PROBLEM STATEMENT —
Leave out the pictures and reproduce all of the data exactly.

DATASET EXCERPT —
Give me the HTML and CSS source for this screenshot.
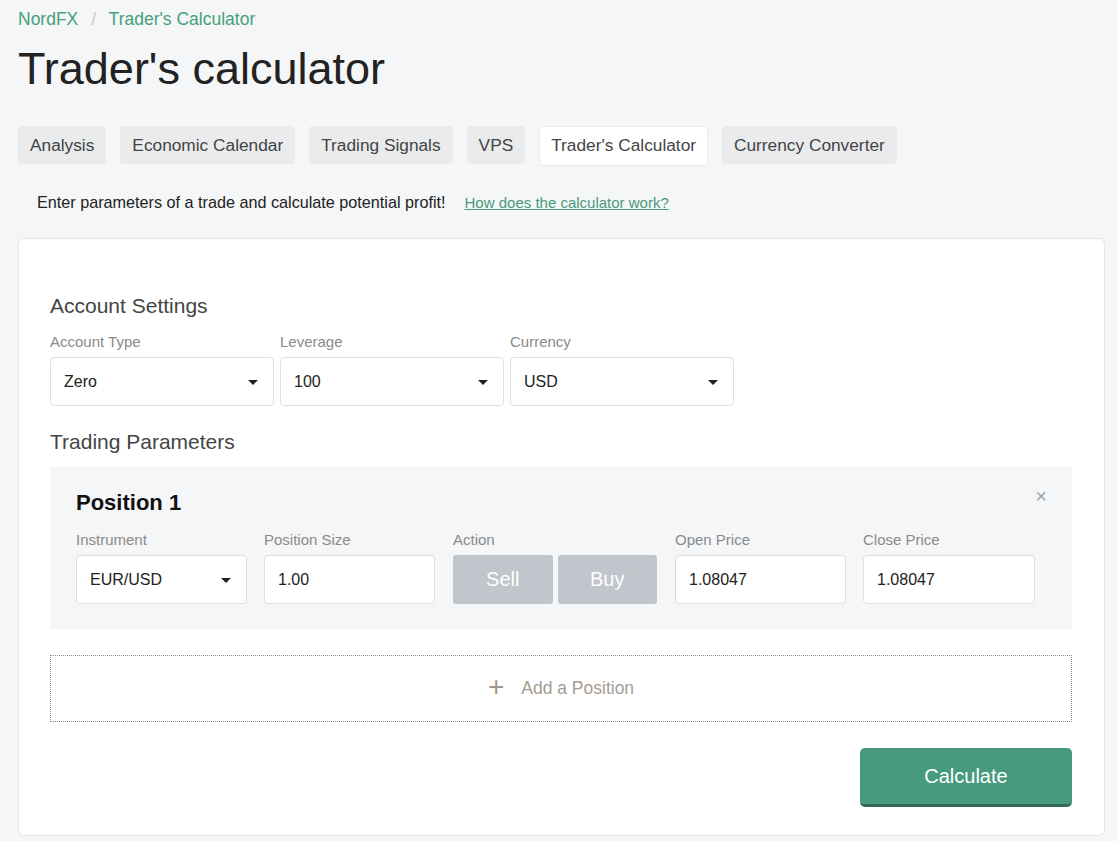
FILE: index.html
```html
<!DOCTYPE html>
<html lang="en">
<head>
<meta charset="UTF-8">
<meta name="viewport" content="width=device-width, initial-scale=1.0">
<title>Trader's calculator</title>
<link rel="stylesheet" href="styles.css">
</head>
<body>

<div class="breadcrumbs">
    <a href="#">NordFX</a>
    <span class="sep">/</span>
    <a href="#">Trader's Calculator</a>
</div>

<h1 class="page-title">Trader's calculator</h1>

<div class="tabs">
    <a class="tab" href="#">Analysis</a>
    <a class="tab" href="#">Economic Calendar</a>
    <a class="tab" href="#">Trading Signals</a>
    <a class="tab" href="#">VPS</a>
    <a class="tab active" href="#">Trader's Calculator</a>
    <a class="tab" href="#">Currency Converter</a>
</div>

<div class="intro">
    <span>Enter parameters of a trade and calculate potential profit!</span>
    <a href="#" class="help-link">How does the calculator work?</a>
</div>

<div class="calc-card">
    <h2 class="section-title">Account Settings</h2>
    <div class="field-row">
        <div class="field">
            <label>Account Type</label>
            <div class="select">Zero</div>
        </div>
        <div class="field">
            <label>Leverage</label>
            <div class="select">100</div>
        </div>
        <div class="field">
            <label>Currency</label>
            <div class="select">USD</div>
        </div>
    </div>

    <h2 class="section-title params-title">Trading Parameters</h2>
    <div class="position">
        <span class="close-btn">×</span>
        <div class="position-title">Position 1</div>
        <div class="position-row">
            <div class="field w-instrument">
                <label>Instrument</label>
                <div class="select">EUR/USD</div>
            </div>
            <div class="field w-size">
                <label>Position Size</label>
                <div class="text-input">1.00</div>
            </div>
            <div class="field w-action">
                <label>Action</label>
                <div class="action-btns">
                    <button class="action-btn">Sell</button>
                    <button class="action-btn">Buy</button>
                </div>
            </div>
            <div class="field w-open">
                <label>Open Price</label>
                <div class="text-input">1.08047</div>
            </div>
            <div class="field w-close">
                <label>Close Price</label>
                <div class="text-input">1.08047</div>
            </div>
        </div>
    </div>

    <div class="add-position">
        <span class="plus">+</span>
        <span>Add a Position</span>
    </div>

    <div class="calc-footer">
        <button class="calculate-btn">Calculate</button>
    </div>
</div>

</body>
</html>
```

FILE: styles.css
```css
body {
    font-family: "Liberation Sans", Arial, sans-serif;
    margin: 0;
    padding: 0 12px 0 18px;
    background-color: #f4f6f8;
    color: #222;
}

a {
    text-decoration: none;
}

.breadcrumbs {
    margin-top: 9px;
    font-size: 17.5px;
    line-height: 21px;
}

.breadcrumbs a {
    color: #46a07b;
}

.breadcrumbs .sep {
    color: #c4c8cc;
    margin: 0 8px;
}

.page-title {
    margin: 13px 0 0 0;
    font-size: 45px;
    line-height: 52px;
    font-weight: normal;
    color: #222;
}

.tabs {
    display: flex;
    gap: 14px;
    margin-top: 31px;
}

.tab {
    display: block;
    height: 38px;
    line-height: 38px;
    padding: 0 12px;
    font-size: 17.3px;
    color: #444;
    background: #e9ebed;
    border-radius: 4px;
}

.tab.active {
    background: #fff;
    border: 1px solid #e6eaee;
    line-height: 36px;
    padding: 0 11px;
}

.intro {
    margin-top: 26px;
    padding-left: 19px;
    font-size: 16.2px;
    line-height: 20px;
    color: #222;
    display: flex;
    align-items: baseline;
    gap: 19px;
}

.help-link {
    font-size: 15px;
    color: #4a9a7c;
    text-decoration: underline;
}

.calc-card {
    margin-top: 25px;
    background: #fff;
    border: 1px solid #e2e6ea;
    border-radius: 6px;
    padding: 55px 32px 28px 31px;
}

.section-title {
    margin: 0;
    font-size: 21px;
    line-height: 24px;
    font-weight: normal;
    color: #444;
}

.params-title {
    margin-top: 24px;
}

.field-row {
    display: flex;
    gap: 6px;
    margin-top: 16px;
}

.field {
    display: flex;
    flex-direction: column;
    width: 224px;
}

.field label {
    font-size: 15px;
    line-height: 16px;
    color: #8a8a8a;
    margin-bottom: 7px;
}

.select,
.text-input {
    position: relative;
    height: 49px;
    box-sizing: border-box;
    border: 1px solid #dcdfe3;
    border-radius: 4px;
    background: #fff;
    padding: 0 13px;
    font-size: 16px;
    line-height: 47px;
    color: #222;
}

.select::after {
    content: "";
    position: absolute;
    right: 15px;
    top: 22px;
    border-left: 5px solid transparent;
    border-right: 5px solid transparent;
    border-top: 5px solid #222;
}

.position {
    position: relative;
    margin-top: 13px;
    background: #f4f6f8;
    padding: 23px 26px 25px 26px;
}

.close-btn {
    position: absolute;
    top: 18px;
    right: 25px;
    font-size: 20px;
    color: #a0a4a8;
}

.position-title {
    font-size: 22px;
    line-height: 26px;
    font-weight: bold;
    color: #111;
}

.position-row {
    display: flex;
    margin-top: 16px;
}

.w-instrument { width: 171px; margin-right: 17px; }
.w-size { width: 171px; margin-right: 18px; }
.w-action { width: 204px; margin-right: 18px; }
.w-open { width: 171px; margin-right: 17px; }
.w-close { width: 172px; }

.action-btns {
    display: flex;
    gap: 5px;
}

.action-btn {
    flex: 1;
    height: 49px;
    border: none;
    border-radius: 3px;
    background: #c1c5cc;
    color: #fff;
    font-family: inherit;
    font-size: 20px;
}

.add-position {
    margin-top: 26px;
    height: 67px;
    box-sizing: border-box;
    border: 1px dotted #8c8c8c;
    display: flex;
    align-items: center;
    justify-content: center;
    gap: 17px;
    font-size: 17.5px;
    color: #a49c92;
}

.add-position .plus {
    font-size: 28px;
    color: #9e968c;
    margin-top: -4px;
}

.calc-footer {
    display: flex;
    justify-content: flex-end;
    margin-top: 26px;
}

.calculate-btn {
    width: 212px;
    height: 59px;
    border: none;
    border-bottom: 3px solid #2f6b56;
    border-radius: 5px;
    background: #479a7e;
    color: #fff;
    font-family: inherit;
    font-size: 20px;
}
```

EXERCISE SOLUTION —
Give me the HTML and CSS source for this screenshot.
FILE: index.html
```html
<!DOCTYPE html>
<html lang="en">
<head>
<meta charset="UTF-8">
<meta name="viewport" content="width=device-width, initial-scale=1.0">
<title>Trader's calculator</title>
<link rel="stylesheet" href="styles.css">
</head>
<body>

<div class="breadcrumbs">
    <a href="#">NordFX</a>
    <span class="sep">/</span>
    <a href="#">Trader's Calculator</a>
</div>

<h1 class="page-title">Trader's calculator</h1>

<div class="tabs">
    <a class="tab" href="#">Analysis</a>
    <a class="tab" href="#">Economic Calendar</a>
    <a class="tab" href="#">Trading Signals</a>
    <a class="tab" href="#">VPS</a>
    <a class="tab active" href="#">Trader's Calculator</a>
    <a class="tab" href="#">Currency Converter</a>
</div>

<div class="intro">
    <span>Enter parameters of a trade and calculate potential profit!</span>
    <a href="#" class="help-link">How does the calculator work?</a>
</div>

<div class="calc-card">
    <h2 class="section-title">Account Settings</h2>
    <div class="field-row">
        <div class="field">
            <label>Account Type</label>
            <div class="select">Zero</div>
        </div>
        <div class="field">
            <label>Leverage</label>
            <div class="select">100</div>
        </div>
        <div class="field">
            <label>Currency</label>
            <div class="select">USD</div>
        </div>
    </div>

    <h2 class="section-title params-title">Trading Parameters</h2>
    <div class="position">
        <span class="close-btn">×</span>
        <div class="position-title">Position 1</div>
        <div class="position-row">
            <div class="field w-instrument">
                <label>Instrument</label>
                <div class="select">EUR/USD</div>
            </div>
            <div class="field w-size">
                <label>Position Size</label>
                <div class="text-input">1.00</div>
            </div>
            <div class="field w-action">
                <label>Action</label>
                <div class="action-btns">
                    <button class="action-btn">Sell</button>
                    <button class="action-btn">Buy</button>
                </div>
            </div>
            <div class="field w-open">
                <label>Open Price</label>
                <div class="text-input">1.08047</div>
            </div>
            <div class="field w-close">
                <label>Close Price</label>
                <div class="text-input">1.08047</div>
            </div>
        </div>
    </div>

    <div class="add-position">
        <span class="plus">+</span>
        <span>Add a Position</span>
    </div>

    <div class="calc-footer">
        <button class="calculate-btn">Calculate</button>
    </div>
</div>

</body>
</html>
```

FILE: styles.css
```css
body {
    font-family: "Liberation Sans", Arial, sans-serif;
    margin: 0;
    padding: 0 12px 0 18px;
    background-color: #f4f6f8;
    color: #222;
}

a {
    text-decoration: none;
}

.breadcrumbs {
    margin-top: 9px;
    font-size: 17.5px;
    line-height: 21px;
}

.breadcrumbs a {
    color: #46a07b;
}

.breadcrumbs .sep {
    color: #c4c8cc;
    margin: 0 8px;
}

.page-title {
    margin: 13px 0 0 0;
    font-size: 45px;
    line-height: 52px;
    font-weight: normal;
    color: #222;
}

.tabs {
    display: flex;
    gap: 14px;
    margin-top: 31px;
}

.tab {
    display: block;
    height: 38px;
    line-height: 38px;
    padding: 0 12px;
    font-size: 17.3px;
    color: #444;
    background: #e9ebed;
    border-radius: 4px;
}

.tab.active {
    background: #fff;
    border: 1px solid #e6eaee;
    line-height: 36px;
    padding: 0 11px;
}

.intro {
    margin-top: 26px;
    padding-left: 19px;
    font-size: 16.2px;
    line-height: 20px;
    color: #222;
    display: flex;
    align-items: baseline;
    gap: 19px;
}

.help-link {
    font-size: 15px;
    color: #4a9a7c;
    text-decoration: underline;
}

.calc-card {
    margin-top: 25px;
    background: #fff;
    border: 1px solid #e2e6ea;
    border-radius: 6px;
    padding: 55px 32px 28px 31px;
}

.section-title {
    margin: 0;
    font-size: 21px;
    line-height: 24px;
    font-weight: normal;
    color: #444;
}

.params-title {
    margin-top: 24px;
}

.field-row {
    display: flex;
    gap: 6px;
    margin-top: 16px;
}

.field {
    display: flex;
    flex-direction: column;
    width: 224px;
}

.field label {
    font-size: 15px;
    line-height: 16px;
    color: #8a8a8a;
    margin-bottom: 7px;
}

.select,
.text-input {
    position: relative;
    height: 49px;
    box-sizing: border-box;
    border: 1px solid #dcdfe3;
    border-radius: 4px;
    background: #fff;
    padding: 0 13px;
    font-size: 16px;
    line-height: 47px;
    color: #222;
}

.select::after {
    content: "";
    position: absolute;
    right: 15px;
    top: 22px;
    border-left: 5px solid transparent;
    border-right: 5px solid transparent;
    border-top: 5px solid #222;
}

.position {
    position: relative;
    margin-top: 13px;
    background: #f4f6f8;
    padding: 23px 26px 25px 26px;
}

.close-btn {
    position: absolute;
    top: 18px;
    right: 25px;
    font-size: 20px;
    color: #a0a4a8;
}

.position-title {
    font-size: 22px;
    line-height: 26px;
    font-weight: bold;
    color: #111;
}

.position-row {
    display: flex;
    margin-top: 16px;
}

.w-instrument { width: 171px; margin-right: 17px; }
.w-size { width: 171px; margin-right: 18px; }
.w-action { width: 204px; margin-right: 18px; }
.w-open { width: 171px; margin-right: 17px; }
.w-close { width: 172px; }

.action-btns {
    display: flex;
    gap: 5px;
}

.action-btn {
    flex: 1;
    height: 49px;
    border: none;
    border-radius: 3px;
    background: #c1c5cc;
    color: #fff;
    font-family: inherit;
    font-size: 20px;
}

.add-position {
    margin-top: 26px;
    height: 67px;
    box-sizing: border-box;
    border: 1px dotted #8c8c8c;
    display: flex;
    align-items: center;
    justify-content: center;
    gap: 17px;
    font-size: 17.5px;
    color: #a49c92;
}

.add-position .plus {
    font-size: 28px;
    color: #9e968c;
    margin-top: -4px;
}

.calc-footer {
    display: flex;
    justify-content: flex-end;
    margin-top: 26px;
}

.calculate-btn {
    width: 212px;
    height: 59px;
    border: none;
    border-bottom: 3px solid #2f6b56;
    border-radius: 5px;
    background: #479a7e;
    color: #fff;
    font-family: inherit;
    font-size: 20px;
}
```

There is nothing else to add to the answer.